= Johann Severin Vater =

German theologian (1771–1826)

Johann Severin Vater (/de/; May 27, 1771, Altenburg – March 16, 1826, Halle) was a German theologian, biblical scholar, and linguist.

==Biography==
He was a student and professor at Jena and Halle. In 1809, he became professor at Königsberg. In 1820, he resumed his chair at Halle. Although he taught theology, he is chiefly known as a philologist.

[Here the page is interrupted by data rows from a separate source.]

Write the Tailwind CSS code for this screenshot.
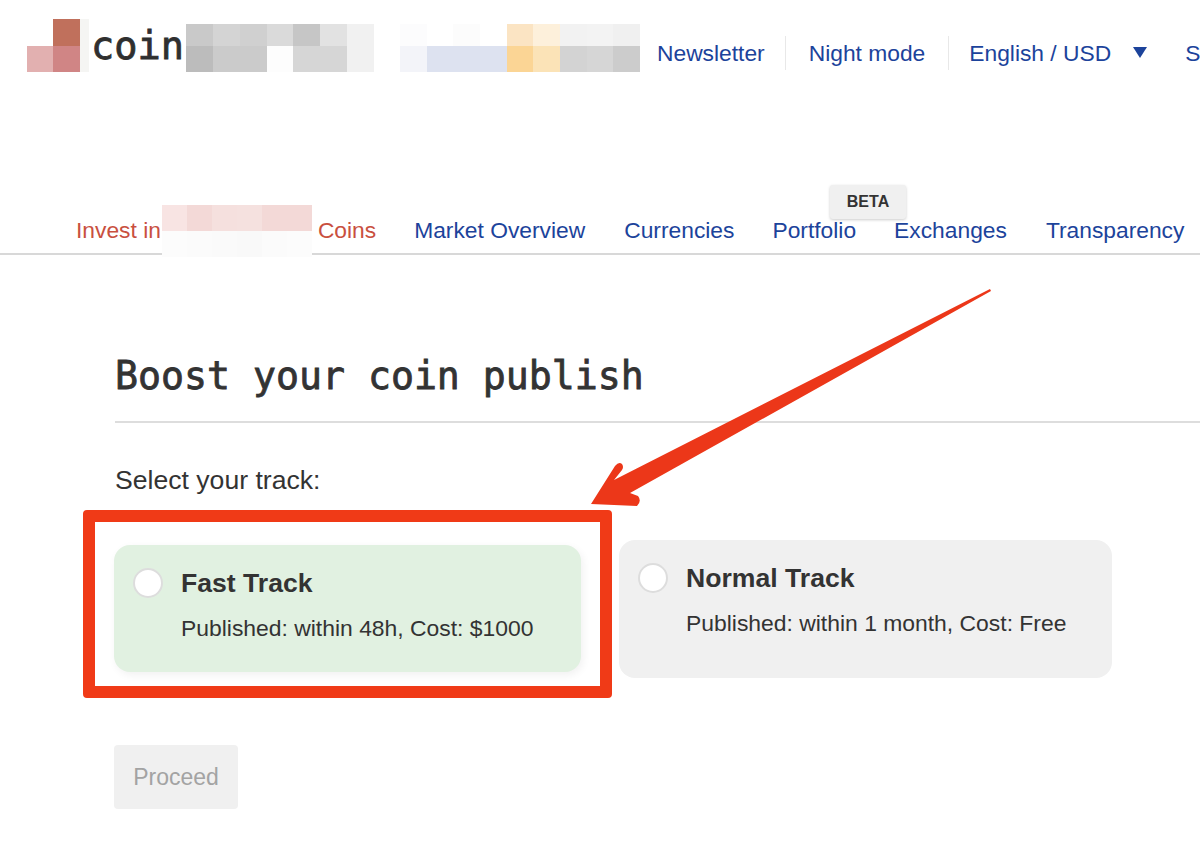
<!DOCTYPE html>
<html lang="en">
  <head>
    <meta charset="UTF-8" />
    <meta name="viewport" content="width=device-width, initial-scale=1.0" />
    <script src="https://cdn.jsdelivr.net/npm/@tailwindcss/browser@4"></script>
    <title>Boost your coin publish</title>
  </head>
  <body class="bg-white">
    <div class="relative w-[1200px] h-[846px] overflow-hidden font-['Liberation_Sans',Arial,sans-serif] text-[#333]">
      <!-- top bar -->
      <header class="flex items-start pl-[27px] pt-[19px] h-[130px] w-[1200px]">
        <div class="shrink-0 grid grid-cols-[26px_27px_9px] grid-rows-[27px_26px]">
          <div></div>
          <div class="bg-[#c0705c]"></div>
          <div class="bg-[#f5f5f3]"></div>
          <div class="bg-[#e2b0b0]"></div>
          <div class="bg-[#d08585]"></div>
          <div class="bg-[#f5f5f3]"></div>
        </div>
        <span class="shrink-0 ml-[2px] mt-[4px] w-[95px] font-['DejaVu_Sans_Mono',monospace] text-[38.6px] leading-[46px] text-[#2f2f2f] [-webkit-text-stroke:0.8px_#2f2f2f]">coin</span>
        <div class="shrink-0 mt-[5px] grid grid-cols-7 grid-rows-[22px_26px] w-[188px]">
          <div class="bg-[#c9c9c9]"></div><div class="bg-[#d4d4d4]"></div><div class="bg-[#d0d0d0]"></div><div class="bg-[#dadada]"></div><div class="bg-[#c6c6c6]"></div><div class="bg-[#e2e2e2]"></div><div class="bg-[#f1f1f1]"></div>
          <div class="bg-[#bcbcbc]"></div><div class="bg-[#cbcbcb]"></div><div class="bg-[#cbcbcb]"></div><div class="bg-[#fdfdfd]"></div><div class="bg-[#d6d6d6]"></div><div class="bg-[#d6d6d6]"></div><div class="bg-[#f1f1f1]"></div>
        </div>
        <div class="shrink-0 ml-[26px] mt-[5px] grid grid-cols-9 grid-rows-[22px_26px] w-[240px]">
          <div class="bg-[#fcfcfd]"></div><div class="bg-white"></div><div class="bg-[#fcfcfc]"></div><div class="bg-white"></div><div class="bg-[#fbe4c3]"></div><div class="bg-[#fdf0db]"></div><div class="bg-[#f2f2f2]"></div><div class="bg-[#f3f3f3]"></div><div class="bg-[#f0f0f0]"></div>
          <div class="bg-[#f3f4f9]"></div><div class="bg-[#dde2f0]"></div><div class="bg-[#dde2f0]"></div><div class="bg-[#dde2f0]"></div><div class="bg-[#fbd595]"></div><div class="bg-[#fbe3b7]"></div><div class="bg-[#d3d3d3]"></div><div class="bg-[#d6d6d6]"></div><div class="bg-[#cccccc]"></div>
        </div>
        <nav class="shrink-0 ml-[17px] mt-[17px] flex items-center whitespace-nowrap text-[22.8px] leading-[34px] text-[#1c439b]">
          <a class="pr-[20px] border-r border-[#e8e8e8]">Newsletter</a>
          <a class="px-[23px] border-r border-[#e8e8e8]">Night mode</a>
          <a class="pl-[20px]">English / USD</a>
          <svg class="ml-[22px] mt-[-2px]" width="14" height="11" viewBox="0 0 14 11"><polygon points="0,0 14,0 7,11" fill="#1c439b" /></svg>
          <a class="ml-[38px]">S</a>
        </nav>
      </header>

      <!-- main nav -->
      <nav class="relative flex items-end h-[125px] pl-[76px] border-b-2 border-[#d8d8d8] whitespace-nowrap text-[22.8px] leading-[34px] text-[#1c439b] w-[1200px]">
        <a class="mb-[6px] text-[#c9503f]">Invest in</a>
        <div class="ml-[1px] -mb-[4px] grid grid-cols-6 grid-rows-[26px_26px] w-[150px]">
          <div class="bg-[#f8e4e3]"></div><div class="bg-[#f3d9d7]"></div><div class="bg-[#f5e0de]"></div><div class="bg-[#f5e1df]"></div><div class="bg-[#f3d9d7]"></div><div class="bg-[#f3d9d7]"></div>
          <div class="bg-[#fcfcfc]"></div><div class="bg-[#fbfbfb]"></div><div class="bg-[#fafafa]"></div><div class="bg-[#f9f9f9]"></div><div class="bg-[#fbfbfb]"></div><div class="bg-[#fcfcfc]"></div>
        </div>
        <a class="mb-[6px] ml-[6px] text-[#c9503f]">Coins</a>
        <a class="mb-[6px] ml-[38px]">Market Overview</a>
        <a class="mb-[6px] ml-[39px]">Currencies</a>
        <a class="mb-[6px] ml-[38px]">Portfolio</a>
        <a class="mb-[6px] ml-[38px]">Exchanges</a>
        <a class="mb-[6px] ml-[39px]">Transparency</a>
        <span class="absolute left-[830px] top-[55px] w-[76px] h-[34px] flex items-center justify-center rounded-[3px] bg-[#f0f0f0] shadow-[0_1px_3px_rgba(0,0,0,0.2)] text-[16px] font-bold text-[#333]">BETA</span>
      </nav>

      <!-- form -->
      <main class="pl-[115px]">
        <h1 class="mt-[95px] h-[73px] border-b-2 border-[#dddddd] font-['DejaVu_Sans_Mono',monospace] text-[38.2px] leading-[52px] text-[#333] [-webkit-text-stroke:0.8px_#333]">Boost your coin publish</h1>
        <p class="mt-[41px] text-[26.6px] leading-[32px] text-[#333]">Select your track:</p>
        <div class="mt-[44px] -ml-px flex items-start">
          <div class="mt-[5px] flex w-[467px] h-[127px] rounded-[16px] bg-[#e1f1e1] pl-[19px] pt-[23px] shadow-[2px_3px_8px_rgba(0,0,0,0.06)]">
            <span class="w-[30px] h-[30px] rounded-full bg-white border-2 border-[#dddddd]"></span>
            <div class="ml-[18px]">
              <p class="text-[26.6px] leading-[30px] font-bold text-[#333]">Fast Track</p>
              <p class="mt-[15px] text-[22.9px] leading-[30px] text-[#333]">Published: within 48h, Cost: $1000</p>
            </div>
          </div>
          <div class="ml-[38px] flex w-[493px] h-[138px] rounded-[16px] bg-[#f0f0f0] pl-[19px] pt-[23px]">
            <span class="w-[30px] h-[30px] rounded-full bg-white border-2 border-[#dddddd]"></span>
            <div class="ml-[18px]">
              <p class="text-[26.6px] leading-[30px] font-bold text-[#333]">Normal Track</p>
              <p class="mt-[15px] text-[22.9px] leading-[30px] text-[#333]">Published: within 1 month, Cost: Free</p>
            </div>
          </div>
        </div>
        <button class="mt-[67px] -ml-px w-[124px] h-[64px] rounded-[4px] bg-[#f0f0f0] text-[23px] text-[#a3a3a3]">Proceed</button>
      </main>

      <!-- annotation over the page -->
      <div class="absolute left-[83px] top-[510px] w-[529px] h-[188px] border-[12px] border-[#f03a17] rounded-[4px]"></div>
      <svg class="absolute left-0 top-0" width="1200" height="846" viewBox="0 0 1200 846">
        <path d="M990 289 L991 291 L630 493 L638 496 Q642 501 637 506 L591 504 L615 466 Q619 461 622 464 Q624 467 622 470 L614 480 Z" fill="#ec3719" />
      </svg>
    </div>
  </body>
</html>
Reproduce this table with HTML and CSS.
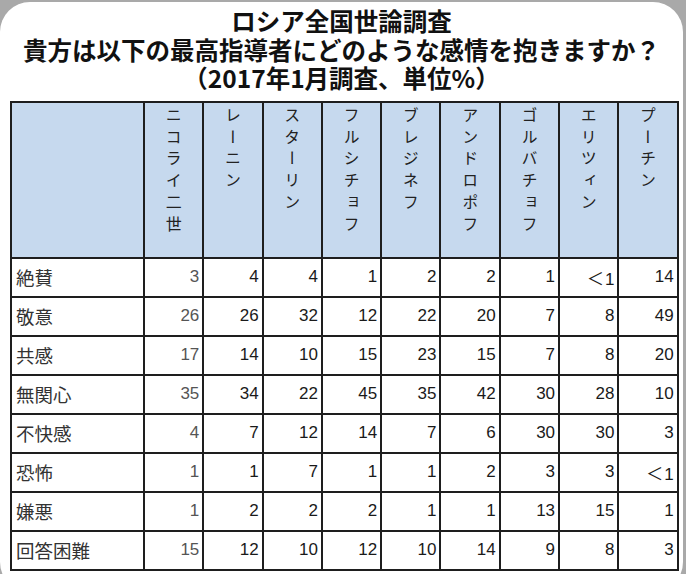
FILE: index.html
```html
<!DOCTYPE html>
<html lang="ja">
<head>
<meta charset="utf-8">
<link rel="stylesheet" href="styles.css">
</head>
<body>
<div class="card">
  <h1 class="title">
    <span class="line">ロシア全国世論調査</span>
    <span class="line">貴方は以下の最高指導者にどのような感情を抱きますか？</span>
    <span class="line">（2017年1月調査、単位%）</span>
  </h1>
  <table class="grid">
    <colgroup>
      <col class="c-label">
      <col span="9" class="c-num">
    </colgroup>
    <thead>
      <tr>
        <th></th>
        <th><span class="vname">ニコライ二世</span></th>
        <th><span class="vname">レーニン</span></th>
        <th><span class="vname">スターリン</span></th>
        <th><span class="vname">フルシチョフ</span></th>
        <th><span class="vname">ブレジネフ</span></th>
        <th><span class="vname">アンドロポフ</span></th>
        <th><span class="vname">ゴルバチョフ</span></th>
        <th><span class="vname">エリツィン</span></th>
        <th><span class="vname">プーチン</span></th>
      </tr>
    </thead>
    <tbody>
      <tr><td>絶賛</td><td>3</td><td>4</td><td>4</td><td>1</td><td>2</td><td>2</td><td>1</td><td><span class="lt">＜</span>1</td><td>14</td></tr>
      <tr><td>敬意</td><td>26</td><td>26</td><td>32</td><td>12</td><td>22</td><td>20</td><td>7</td><td>8</td><td>49</td></tr>
      <tr><td>共感</td><td>17</td><td>14</td><td>10</td><td>15</td><td>23</td><td>15</td><td>7</td><td>8</td><td>20</td></tr>
      <tr><td>無関心</td><td>35</td><td>34</td><td>22</td><td>45</td><td>35</td><td>42</td><td>30</td><td>28</td><td>10</td></tr>
      <tr><td>不快感</td><td>4</td><td>7</td><td>12</td><td>14</td><td>7</td><td>6</td><td>30</td><td>30</td><td>3</td></tr>
      <tr><td>恐怖</td><td>1</td><td>1</td><td>7</td><td>1</td><td>1</td><td>2</td><td>3</td><td>3</td><td><span class="lt">＜</span>1</td></tr>
      <tr><td>嫌悪</td><td>1</td><td>2</td><td>2</td><td>2</td><td>1</td><td>1</td><td>13</td><td>15</td><td>1</td></tr>
      <tr><td>回答困難</td><td>15</td><td>12</td><td>10</td><td>12</td><td>10</td><td>14</td><td>9</td><td>8</td><td>3</td></tr>
    </tbody>
  </table>
</div>
</body>
</html>
```
FILE: styles.css
```css
html, body {
  margin: 0;
  padding: 0;
  background: #a9a9a9;
  overflow: hidden;
}

.card {
  margin-top: 2px;
  width: 683px;
  height: 590px;
  background: #ffffff;
  border-radius: 30px;
  padding-top: 5px;
  box-sizing: border-box;
}

.title {
  margin: 0;
  font-family: "Noto Sans CJK JP", "Noto Sans", sans-serif;
  font-weight: 700;
  font-size: 24.5px;
  line-height: 28.5px;
  color: #111;
  text-align: center;
}

.line {
  display: block;
  white-space: nowrap;
}

.grid {
  margin: 8px 0 0 10px;
  border-collapse: collapse;
  table-layout: fixed;
  width: 668px;
}

.c-label { width: 133px; }
.c-num { width: 59.3px; }

.grid th,
.grid td {
  border: 2px solid #1e1e1e;
  padding: 0;
}

.grid thead th {
  height: 154px;
  background: #c6d9ee;
  vertical-align: top;
  text-align: center;
  font-weight: 400;
}

.vname {
  display: inline-block;
  margin-top: 4px;
  writing-mode: vertical-rl;
  text-orientation: upright;
  font-family: "Noto Sans CJK JP", sans-serif;
  font-size: 16px;
  line-height: 1;
  letter-spacing: 5.7px;
  color: #222;
}

.grid tbody td {
  height: 37px;
  text-align: right;
  padding-right: 3px;
  font-family: "Liberation Sans", "Noto Sans CJK JP", Arial, sans-serif;
  font-size: 17px;
  color: #1a1a1a;
}

.lt {
  font-family: "Noto Sans CJK JP", sans-serif;
  font-size: 17px;
  margin-right: 1px;
}

.grid tbody td:first-child {
  text-align: left;
  padding: 0 0 0 4px;
  font-family: "Noto Sans CJK JP", sans-serif;
  font-size: 18.5px;
  color: #333;
}

.grid tbody td:nth-child(2) {
  color: #555;
}
```
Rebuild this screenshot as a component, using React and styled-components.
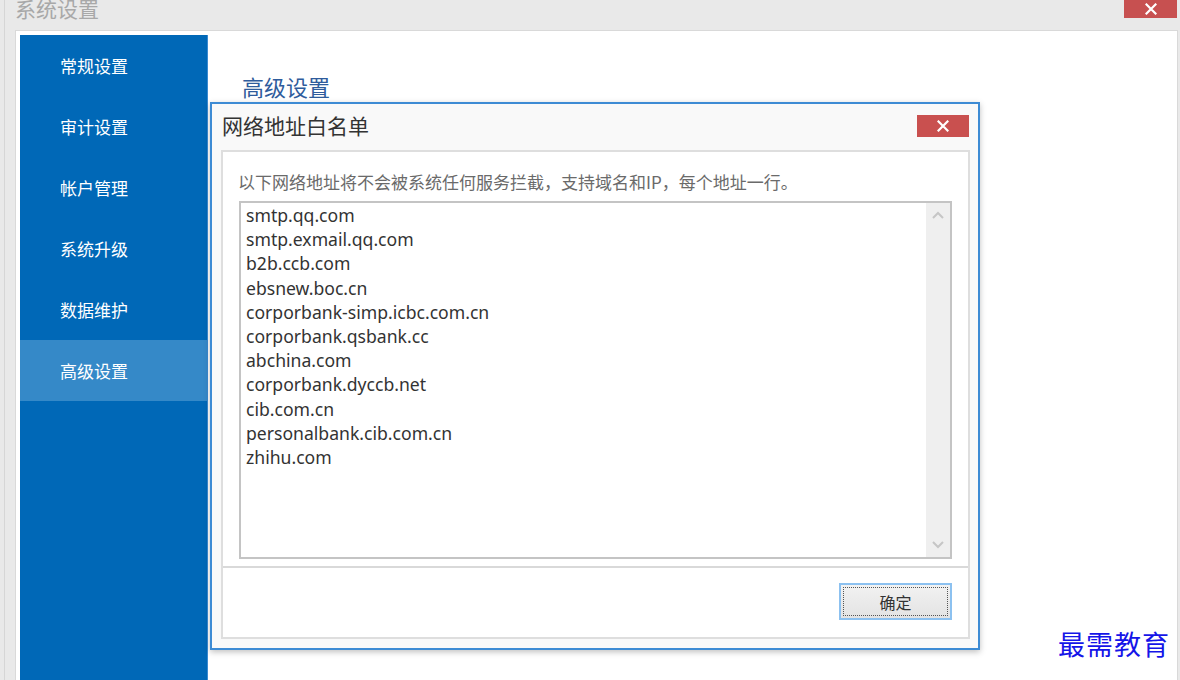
import React from "react";
import styled, { createGlobalStyle } from "styled-components";

const GlobalStyle = createGlobalStyle`
  html, body {
    margin: 0;
    padding: 0;
    background: #e9e9e9;
    font-family: "Noto Sans", "Noto Sans CJK SC", sans-serif;
  }
  * { box-sizing: border-box; }
`;

const menu = ["常规设置", "审计设置", "帐户管理", "系统升级", "数据维护", "高级设置"];

const hosts = [
  "smtp.qq.com",
  "smtp.exmail.qq.com",
  "b2b.ccb.com",
  "ebsnew.boc.cn",
  "corporbank-simp.icbc.com.cn",
  "corporbank.qsbank.cc",
  "abchina.com",
  "corporbank.dyccb.net",
  "cib.com.cn",
  "personalbank.cib.com.cn",
  "zhihu.com",
];

function CloseX({ size = 12 }) {
  return (
    <svg width={size} height={size} viewBox="0 0 12 12">
      <path d="M1.5 1.5 L10.5 10.5 M10.5 1.5 L1.5 10.5" stroke="#fff" strokeWidth="2.2" strokeLinecap="square" />
    </svg>
  );
}

function Chevron({ up }) {
  return (
    <svg width="12" height="8" viewBox="0 0 12 8">
      <path
        d={up ? "M1 7 L6 2 L11 7" : "M1 1 L6 6 L11 1"}
        fill="none"
        stroke="#c6c6c6"
        strokeWidth="2"
      />
    </svg>
  );
}

export default function App() {
  return (
    <>
      <GlobalStyle />
      <Window>
        <TitleBar>
          <WinTitle>系统设置</WinTitle>
          <WinClose>
            <CloseX size={12} />
          </WinClose>
        </TitleBar>
        <Panel>
          <Sidebar>
            {menu.map((m) => (
              <MenuItem key={m} $active={m === "高级设置"}>
                {m}
              </MenuItem>
            ))}
          </Sidebar>
          <Content>
            <Heading>高级设置</Heading>
          </Content>
        </Panel>

        <Dialog>
          <DialogHead>
            <DialogTitle>网络地址白名单</DialogTitle>
            <DialogClose>
              <CloseX size={12} />
            </DialogClose>
          </DialogHead>
          <DialogBody>
            <Hint>以下网络地址将不会被系统任何服务拦截，支持域名和IP，每个地址一行。</Hint>
            <ListBox>
              <HostList>
                {hosts.map((h) => (
                  <Host key={h}>{h}</Host>
                ))}
              </HostList>
              <ScrollTrack>
                <Chevron up />
                <Chevron />
              </ScrollTrack>
            </ListBox>
            <Footer>
              <OkButton>
                <FocusRing>确定</FocusRing>
              </OkButton>
            </Footer>
          </DialogBody>
        </Dialog>

        <Watermark>最需教育</Watermark>
      </Window>
    </>
  );
}

const Window = styled.div`
  position: relative;
  width: 1176px;
  height: 680px;
  margin-left: 4px;
  overflow: hidden;
  display: flex;
  flex-direction: column;
  padding: 0 2px 0 10px;
  border-left: 1px solid #d6d6d6;
`;

const TitleBar = styled.div`
  height: 30px;
  display: flex;
  align-items: flex-start;
  justify-content: space-between;
`;

const WinTitle = styled.div`
  font-family: "Noto Sans CJK SC", sans-serif;
  font-size: 21px;
  line-height: 22px;
  margin-top: -3px;
  color: #a8a8a8;
`;

const WinClose = styled.div`
  width: 53px;
  height: 18px;
  background: #c75050;
  display: flex;
  align-items: center;
  justify-content: center;
  margin-right: 1px;
`;

const Panel = styled.div`
  flex: 1;
  display: flex;
  background: #fff;
  border: 1px solid #d9d9d9;
  border-bottom: none;
  padding: 4px 0 0 4px;
`;

const Sidebar = styled.div`
  width: 188px;
  background: #0068b7;
  border-right: 1px solid #3b8ad0;
  display: flex;
  flex-direction: column;
`;

const MenuItem = styled.div`
  height: 61px;
  display: flex;
  align-items: center;
  padding-left: 40px;
  font-family: "Noto Sans CJK SC", sans-serif;
  font-size: 17px;
  color: #fff;
  background: ${(p) => (p.$active ? "#3589c8" : "transparent")};
`;

const Content = styled.div`
  flex: 1;
  padding: 37px 0 0 34px;
`;

const Heading = styled.div`
  font-family: "Noto Sans CJK SC", sans-serif;
  font-size: 22px;
  line-height: 28px;
  color: #2f5c9c;
`;

const Dialog = styled.div`
  position: absolute;
  left: 205px;
  top: 102px;
  width: 770px;
  height: 548px;
  background: #f9f9f9;
  border: 2px solid #3d8bd4;
  box-shadow: 0 2px 6px rgba(0, 0, 0, 0.25);
  display: flex;
  flex-direction: column;
  padding: 0 8px 9px 9px;
`;

const DialogHead = styled.div`
  height: 46px;
  display: flex;
  align-items: center;
  justify-content: space-between;
  padding: 0 0 2px 1px;
`;

const DialogTitle = styled.div`
  font-family: "Noto Sans CJK SC", sans-serif;
  font-size: 21px;
  color: #333;
  margin-top: -2px;
`;

const DialogClose = styled.div`
  width: 52px;
  height: 22px;
  background: #c9504f;
  display: flex;
  align-items: center;
  justify-content: center;
  margin-right: 1px;
  margin-top: -1px;
`;

const DialogBody = styled.div`
  flex: 1;
  background: #fff;
  border: 2px solid #dedede;
  display: flex;
  flex-direction: column;
`;

const Hint = styled.div`
  font-family: "Noto Sans CJK SC", sans-serif;
  font-size: 17px;
  line-height: 20px;
  color: #6a6a6a;
  padding: 20px 0 0 15px;
  height: 49px;
`;

const ListBox = styled.div`
  margin: 0 16px 0 16px;
  height: 358px;
  border: 2px solid #c4c4c4;
  display: flex;
`;

const HostList = styled.div`
  flex: 1;
  padding: 0 0 0 5px;
`;

const Host = styled.div`
  font-family: "Noto Sans", "Noto Sans CJK SC", sans-serif;
  font-size: 17.6px;
  line-height: 24.2px;
  color: #333;
`;

const ScrollTrack = styled.div`
  width: 24px;
  background: #efefef;
  display: flex;
  flex-direction: column;
  align-items: center;
  justify-content: space-between;
  padding: 8px 0 8px;
`;

const Footer = styled.div`
  flex: 1;
  margin-top: 7px;
  border-top: 2px solid #d9d9d9;
  display: flex;
  justify-content: flex-end;
  align-items: flex-start;
  padding: 15px 16px 0 0;
`;

const OkButton = styled.div`
  width: 113px;
  height: 37px;
  border: 2px solid #8cc1f0;
  background: linear-gradient(#f2f2f2, #e3e3e3);
  padding: 2px;
`;

const FocusRing = styled.div`
  height: 100%;
  border: 1px dotted #555;
  display: flex;
  align-items: center;
  justify-content: center;
  font-family: "Noto Sans CJK SC", sans-serif;
  font-size: 16px;
  color: #333;
`;

const Watermark = styled.div`
  position: absolute;
  right: 10px;
  bottom: 17px;
  font-family: "AR PL UKai CN", "Noto Sans CJK SC", serif;
  font-size: 27px;
  letter-spacing: 1px;
  color: #1515e8;
`;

In 1817, Vater was elected a member of the American Philosophical Society. In 1821, he was lected a member of the American Antiquarian Society.

==Work==
Following Alexander Geddes, he applied the fragmentary hypothesis to the whole of the Pentateuch, treating it as an aggregate of numerous minor documents that had been compiled together. Vater's major work, Commentar über den Pentateuch was published in three volumes in Halle between 1802 and 1806. This work's primary purpose was to advance the Supplementary Hypothesis against the earlier Documentarian endeavors of Jean Astruc, Johann Gottfried Eichhorn, and Karl David Ilgen. Many of Vater's conclusions – most prominently, his assertion of the late nature of the Pentateuch as compared to the historical books – mirror the independent work of Wilhelm Martin Leberecht de Wette, whose Beiträge zur Einleitung in das Alte Testament was published in 1806–7. Against de Wette, though, Vater supposed, based on historical book allusions to Deuteronomy, that at least some parts of Deuteronomy had existed prior to the collection of the Pentateuch.

==Writings==
Besides the Commentar, his works include:
- Hebrew grammar (1797)
- Handbuch der hebräischen, syrischen, chaldäischen und arabischen Grammatik (1801)
- Polish grammar (1807)
- Russian grammar (1809)
- Continuation of Adelung's Mithridates (1809–17)
- Literatur der Grammatiken, Lexika und Wörtersammlungen aller Sprachen der Erde (1815)
He also edited and continued Henke's Allgemeine Geschichte der christlichen Kirche (1818–23).